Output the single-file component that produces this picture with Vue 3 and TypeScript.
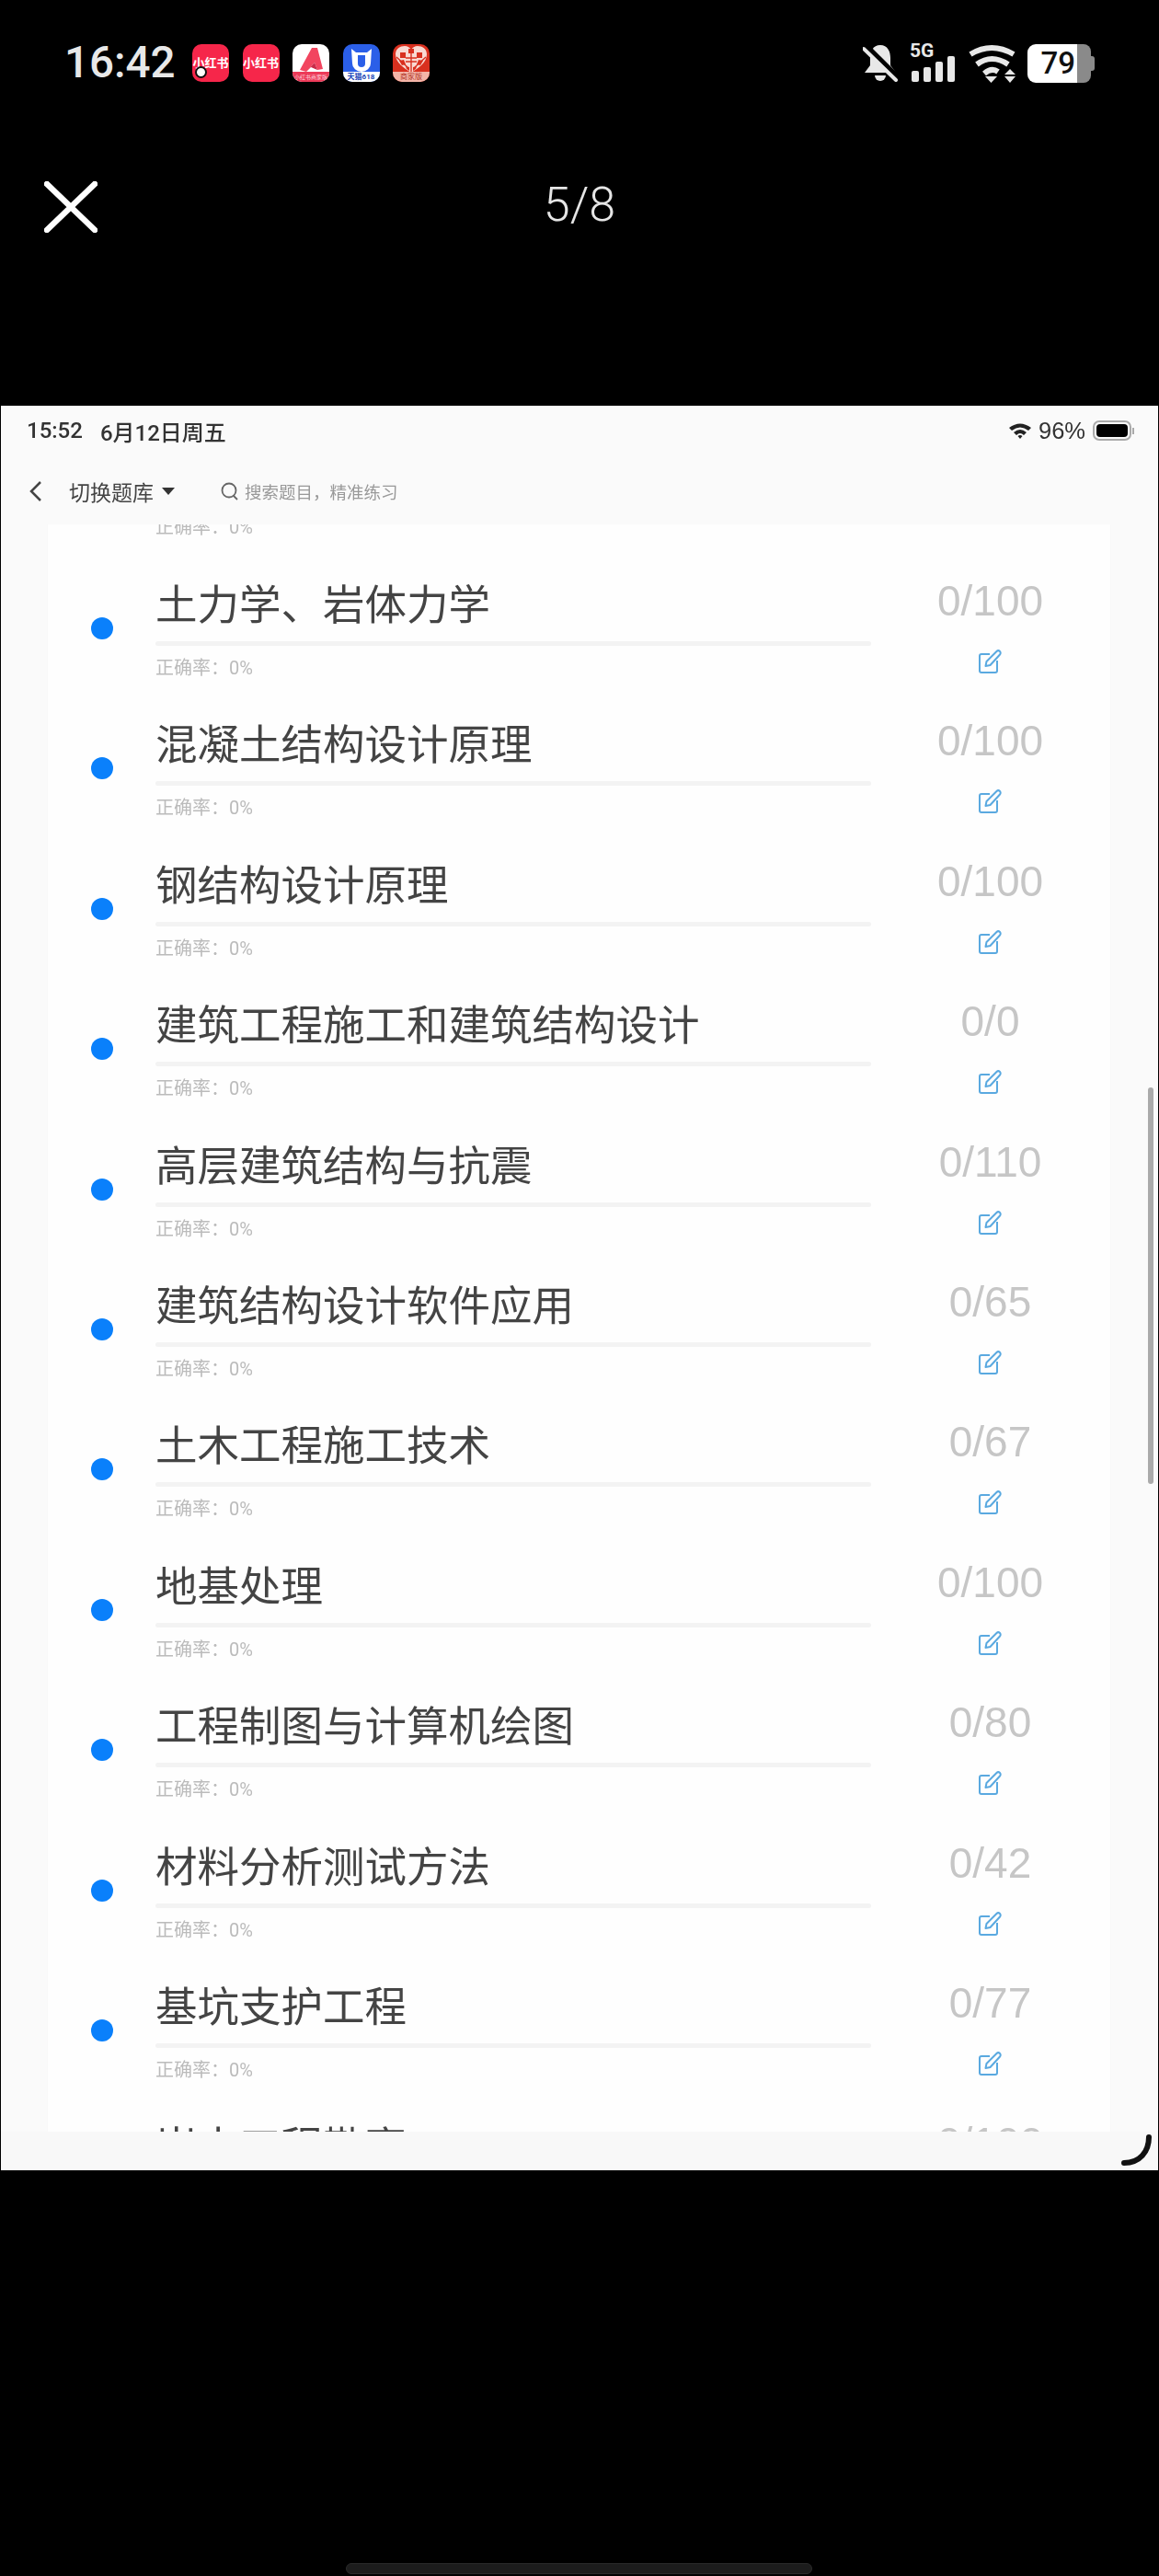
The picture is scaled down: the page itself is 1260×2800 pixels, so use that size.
<script setup lang="ts">
// 题库列表,截图里的滚动位置由 card 的负 margin 控制
interface Subject {
  name: string
  done: number
  total: number
}

const subjects: Subject[] = [
  { name: '土力学、岩体力学', done: 0, total: 100 },
  { name: '混凝土结构设计原理', done: 0, total: 100 },
  { name: '钢结构设计原理', done: 0, total: 100 },
  { name: '建筑工程施工和建筑结构设计', done: 0, total: 0 },
  { name: '高层建筑结构与抗震', done: 0, total: 110 },
  { name: '建筑结构设计软件应用', done: 0, total: 65 },
  { name: '土木工程施工技术', done: 0, total: 67 },
  { name: '地基处理', done: 0, total: 100 },
  { name: '工程制图与计算机绘图', done: 0, total: 80 },
  { name: '材料分析测试方法', done: 0, total: 42 },
  { name: '基坑支护工程', done: 0, total: 77 },
  { name: '岩土工程勘察', done: 0, total: 100 },
]

const heartCells = [
  'M8 9h6v6h-6z',
  'M26 9h6v6h-6z',
  'M17 5h6v5h-6z',
  'M7 18l5-1 2 5-4 1z',
  'M33 18l-5-1-2 5 4 1z',
  'M14 24l4 1v4l-3-2z',
  'M26 24l-4 1v4l3-2z',
]
</script>

<template>
  <div class="phone">
    <!-- 手机状态栏 -->
    <div class="status">
      <span class="clock">16:42</span>
      <div class="apps">
        <div class="app app-red">
          <span class="app-name">小红书</span>
          <i class="app-badge"></i>
        </div>
        <div class="app app-red"><span class="app-name">小红书</span></div>
        <div class="app app-white">
          <svg class="app-art" viewBox="0 0 40 41">
            <path d="M21 4 27 4 33 27 27 28 24 20 15 30 8 28z" fill="#f2455f" />
            <path d="M15 30 24 20 27 28 20 25z" fill="#c92b48" />
          </svg>
          <span class="app-band band-red">小红书商家版</span>
        </div>
        <div class="app app-blue">
          <svg class="app-art" viewBox="0 0 40 41">
            <path d="M9 5 14 9H26L31 5 30 21A10 9 0 0 1 10 21z" fill="#fff" />
            <path d="M16 12H24V21A4 4 0 0 1 16 21z" fill="#2b5fe8" />
          </svg>
          <span class="app-band band-white">天猫618</span>
        </div>
        <div class="app app-pdd">
          <svg class="app-art" viewBox="0 0 40 41">
            <path d="M20 31C12 26 3 20 3 11 3 5 8 2 13 2 16 2 19 4 20 6 21 4 24 2 27 2 32 2 37 5 37 11 37 20 28 26 20 31z" fill="#f9d9d2" />
            <path v-for="d in heartCells" :key="d" :d="d" fill="#d9301f" />
            <path d="M20 10V30M14 15H26M14 19H26M4 14 16 25M36 14 24 25" stroke="#d9301f" stroke-width="1.400" fill="none" />
          </svg>
          <span class="app-band band-pink">商家版</span>
        </div>
      </div>
      <div class="indicators">
        <svg class="ic-bell" width="38" height="41" viewBox="0 0 38 41">
          <path d="M19 1C11 1 8 8 8 15V23L2 31H36L30 23V15C30 8 27 1 19 1Z" fill="#e8e8e8" />
          <path d="M13 34A6 6 0 0 0 25 34Z" fill="#e8e8e8" />
          <path d="M3 2 38 37" stroke="#000" stroke-width="7" />
          <path d="M1 5 36 39" stroke="#e8e8e8" stroke-width="4" stroke-linecap="round" />
        </svg>
        <div class="signal">
          <span class="net">5G</span>
          <div class="bars">
            <i class="bar bar-1"></i>
            <i class="bar bar-2"></i>
            <i class="bar bar-3"></i>
            <i class="bar bar-4"></i>
          </div>
        </div>
        <svg class="ic-wifi" width="54" height="42" viewBox="0 0 54 42">
          <g fill="none" stroke="#e8e8e8" stroke-width="6">
            <path d="M3 11Q26-3 50 11" />
            <path d="M10 22Q26 10 44 22" />
            <path d="M18 32Q26 25 33 30" />
          </g>
          <path d="M19 35H32L25.500 42zM40 33H52L46 27zM40 35H52L46 42z" fill="#e8e8e8" />
        </svg>
        <div class="battery">
          <div class="battery-fill"><span>79</span></div>
          <div class="battery-rest"></div>
          <i class="battery-nub"></i>
        </div>
      </div>
    </div>

    <!-- 图片预览顶栏 -->
    <div class="viewer-bar">
      <svg class="ic-close" width="58" height="56" viewBox="0 0 58 56">
        <path d="M3 3 55 53M55 3 3 53" stroke="#fff" stroke-width="6.500" stroke-linecap="round" />
      </svg>
      <span class="page-no">5/8</span>
    </div>

    <!-- 截图内容 -->
    <div class="shot">
      <div class="shot-head">
        <div class="pad-status">
          <span class="pad-time">15:52</span>
          <span class="pad-date">6月12日周五</span>
          <svg class="pad-wifi" width="26" height="20" viewBox="0 0 26 20">
            <path d="M1 7Q13-2 25 7L22 10Q13 3 4 10zM6 12Q13 6 20 12L17 15Q13 11 9 15zM10.500 16Q13 14 15.500 16L13 19z" fill="#222" />
          </svg>
          <span class="pad-batt-text">96%</span>
          <div class="pad-batt"><i></i></div>
          <i class="pad-nub"></i>
        </div>
        <div class="nav">
          <svg class="nav-back" width="14" height="24" viewBox="0 0 14 24">
            <path d="M12 2 2 12 12 22" fill="none" stroke="#444" stroke-width="2.500" />
          </svg>
          <span class="nav-switch">切换题库</span>
          <i class="nav-caret"></i>
          <svg class="nav-search" width="21" height="20" viewBox="0 0 21 20">
            <circle cx="10" cy="9" r="7.500" fill="none" stroke="#666" stroke-width="1.800" />
            <path d="M15 15 19 19" stroke="#666" stroke-width="1.800" />
          </svg>
          <span class="nav-hint">搜索题目&#xFF0C;精准练习</span>
        </div>
      </div>

      <div class="scroller">
        <div class="card">
          <!-- 上一行只露出正确率 -->
          <div class="row-stub">
            <div class="row-rate">正确率&#xFF1A;0%</div>
          </div>
          <div v-for="item in subjects" :key="item.name" class="row">
            <i class="dot"></i>
            <div class="row-main">
              <div class="row-title">{{ item.name }}</div>
              <div class="row-progress"></div>
              <div class="row-rate">正确率&#xFF1A;0%</div>
            </div>
            <div class="row-side">
              <div class="row-count">{{ item.done }}/{{ item.total }}</div>
              <svg class="ic-edit" width="25" height="26" viewBox="0 0 25 26">
                <path d="M12 5H3A2 2 0 0 0 1 7V23A2 2 0 0 0 3 25H18A2 2 0 0 0 20 23V12" fill="none" stroke="#5aa9e0" stroke-width="2" />
                <path d="M7.500 18 8.500 13 19.500 2A2.300 2.300 0 0 1 23 5.500L12.500 17Z" fill="none" stroke="#5aa9e0" stroke-width="2" stroke-linejoin="round" />
              </svg>
            </div>
          </div>
        </div>
        <i class="scrollbar"></i>
      </div>

      <div class="shot-foot">
        <svg width="34" height="36" viewBox="0 0 34 36">
          <path d="M30 4C30 20 20 32 3 32" fill="none" stroke="#111" stroke-width="6" stroke-linecap="round" />
        </svg>
      </div>
    </div>

    <div class="home-bar"></div>
  </div>
</template>

<style scoped>
.phone {
  width: 1260px;
  height: 2800px;
  background: #000;
  overflow: hidden;
  display: flex;
  flex-direction: column;
  font-family: Roboto, 'Noto Sans CJK SC', sans-serif;
}

/* ========== 状态栏 ========== */
.status {
  height: 41px;
  margin-top: 48px;
  padding-left: 70px;
  display: flex;
  align-items: center;
  color: #e8e8e8;
}
.clock {
  width: 139px;
  font-size: 47.500px;
  font-weight: 500;
  line-height: 41px;
}
.apps {
  display: flex;
  gap: 14.500px;
}
.app {
  width: 40px;
  height: 41px;
  border-radius: 10px;
  overflow: hidden;
  display: flex;
  flex-direction: column;
  align-items: center;
  justify-content: center;
  position: relative;
}
.app-red {
  background: #f6264a;
}
.app-white {
  background: #fff;
}
.app-blue {
  background: #2b5fe8;
}
.app-pdd {
  background: #d9301f;
}
.app-name {
  font-size: 13px;
  font-weight: 700;
  color: #fff;
  line-height: 16px;
  white-space: nowrap;
}
.app-badge {
  position: absolute;
  left: 3px;
  bottom: 4px;
  width: 9px;
  height: 9px;
  border-radius: 50%;
  background: #fff;
  border: 2px solid #111;
}
.app-art {
  position: absolute;
  left: 0;
  top: 0;
  width: 40px;
  height: 41px;
}
.app-band {
  position: absolute;
  left: 0;
  right: 0;
  bottom: 0;
  height: 11px;
  font-size: 8px;
  line-height: 11px;
  text-align: center;
  white-space: nowrap;
  overflow: hidden;
}
.band-red {
  background: #ec3a58;
  color: #ffd5dc;
  font-size: 6px;
}
.band-white {
  background: #fff;
  color: #1c46b8;
  font-weight: 700;
}
.band-pink {
  background: #f4b5a8;
  color: #b0321f;
}
.indicators {
  margin-left: auto;
  display: flex;
  align-items: center;
  height: 41px;
}
.signal {
  margin-left: 13px;
  width: 50px;
  height: 41px;
  position: relative;
}
.net {
  position: absolute;
  left: 0;
  top: -1px;
  font-size: 21px;
  font-weight: 700;
  line-height: 17px;
}
.bars {
  position: absolute;
  left: 2px;
  bottom: 0;
  display: flex;
  align-items: flex-end;
  gap: 5px;
}
.bar {
  width: 8px;
  border-radius: 2px;
  background: #e8e8e8;
}
.bar-1 {
  height: 12px;
}
.bar-2 {
  height: 16px;
}
.bar-3 {
  height: 22px;
}
.bar-4 {
  height: 28px;
}
.ic-wifi {
  margin-left: 13px;
}
.battery {
  margin-left: 11px;
  margin-right: 70px;
  display: flex;
  align-items: center;
  height: 42px;
  position: relative;
}
.battery-fill {
  width: 54px;
  height: 42px;
  background: #fff;
  border-radius: 9px 0 0 9px;
  color: #111;
  font-size: 33px;
  font-weight: 500;
  line-height: 42px;
  text-align: right;
  padding-right: 2px;
  box-sizing: border-box;
}
.battery-rest {
  width: 15px;
  height: 42px;
  background: #8a8a8a;
  border-radius: 0 8px 8px 0;
}
.battery-nub {
  width: 4px;
  height: 16px;
  background: #8a8a8a;
  border-radius: 0 3px 3px 0;
}

/* ========== 预览顶栏 ========== */
.viewer-bar {
  height: 56px;
  margin-top: 108px;
  padding-left: 48px;
  position: relative;
  display: flex;
  align-items: center;
}
.page-no {
  position: absolute;
  left: 0;
  right: 0;
  top: 0;
  text-align: center;
  color: #e6e6e6;
  font-size: 52px;
  font-weight: 300;
  line-height: 52px;
}

/* ========== 截图 ========== */
.shot {
  margin: 188px 1px 0;
  width: 1258px;
  height: 1918px;
  flex: none;
  background: #fafafa;
  display: flex;
  flex-direction: column;
  filter: blur(0.5px);
}
.shot-head {
  height: 129px;
  flex: none;
}
.pad-status {
  height: 54px;
  padding: 0 26px 0 28px;
  display: flex;
  align-items: center;
  color: #333;
  font-size: 24px;
  font-weight: 500;
}
.pad-date {
  margin-left: 19px;
}
.pad-wifi {
  margin-left: auto;
}
.pad-batt-text {
  margin-left: 7px;
  font-family: 'Liberation Sans', sans-serif;
  font-size: 25.500px;
  font-weight: 400;
}
.pad-batt {
  margin-left: 8px;
  width: 42px;
  height: 22px;
  box-sizing: border-box;
  border: 2px solid #aaa;
  border-radius: 7px;
  padding: 2px;
  display: flex;
}
.pad-batt i {
  flex: 1;
  background: #000;
  border-radius: 4px;
}
.pad-nub {
  margin-left: 1px;
  width: 2px;
  height: 7px;
  background: #aaa;
}
.nav {
  height: 75px;
  padding: 2px 0 0 31px;
  box-sizing: border-box;
  display: flex;
  align-items: center;
}
.nav-switch {
  margin-left: 29px;
  font-size: 23px;
  color: #444;
}
.nav-caret {
  margin-left: 9px;
  width: 0;
  height: 0;
  border-left: 7px solid transparent;
  border-right: 7px solid transparent;
  border-top: 8px solid #333;
}
.nav-search {
  margin-left: 49px;
}
.nav-hint {
  margin-left: 6px;
  font-size: 18.500px;
  color: #999;
}
.scroller {
  flex: 1;
  min-height: 0;
  overflow: hidden;
  position: relative;
}
.card {
  margin: -9px 0 0 51px;
  width: 1155px;
  background: #fefefe;
  box-shadow: 0 0 2px rgba(0, 0, 0, 0.03);
}
.row-stub {
  height: 61px;
  padding-left: 117px;
}
.row-stub .row-rate {
  margin-top: 0;
}
.row {
  height: 152.400px;
  box-sizing: border-box;
  padding: 7px 0 0 47px;
  display: grid;
  grid-template-columns: 70px 778px 259px;
}
.dot {
  display: block;
  width: 24px;
  height: 24px;
  margin-top: 42px;
  border-radius: 50%;
  background: #0a80fb;
}
.row-title {
  font-size: 45.500px;
  line-height: 60px;
  color: #444;
  white-space: nowrap;
}
.row-progress {
  margin-top: 8px;
  height: 5px;
  background: #f3f3f3;
  border-radius: 3px;
}
.row-rate {
  margin-top: 12px;
  font-size: 20px;
  line-height: 24px;
  color: #bbb;
}
.row-side {
  display: flex;
  flex-direction: column;
  align-items: center;
}
.row-count {
  margin-top: -4px;
  font-family: 'Liberation Sans', sans-serif;
  font-size: 46px;
  line-height: 56px;
  color: #c6c6c6;
}
.ic-edit {
  display: block;
  margin-top: 25px;
}
.scrollbar {
  position: absolute;
  left: 1247px;
  top: 612px;
  width: 6px;
  height: 431px;
  border-radius: 3px;
  background: #aaa;
}
.shot-foot {
  height: 42px;
  flex: none;
  background: #f8f8f8;
  display: flex;
  justify-content: flex-end;
  align-items: center;
  padding: 0 6px 3px 0;
  box-sizing: border-box;
}
.home-bar {
  width: 507px;
  height: 12px;
  margin: 427px 0 0 376px;
  box-sizing: border-box;
  background: #1c1c1c;
  border: 1px solid #2a2a2a;
  border-radius: 6px;
  flex: none;
}
</style>

<style>
body {
  background: #000;
}
</style>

····················

GIVEN EXERCISE.
Search the listing for the word "picture" and return each line that holds it.

ANSWER TO THE TASK.
Output the single-file component that produces this picture with Vue 3 and TypeScript.
The picture is scaled down: the page itself is 1260×2800 pixels, so use that size.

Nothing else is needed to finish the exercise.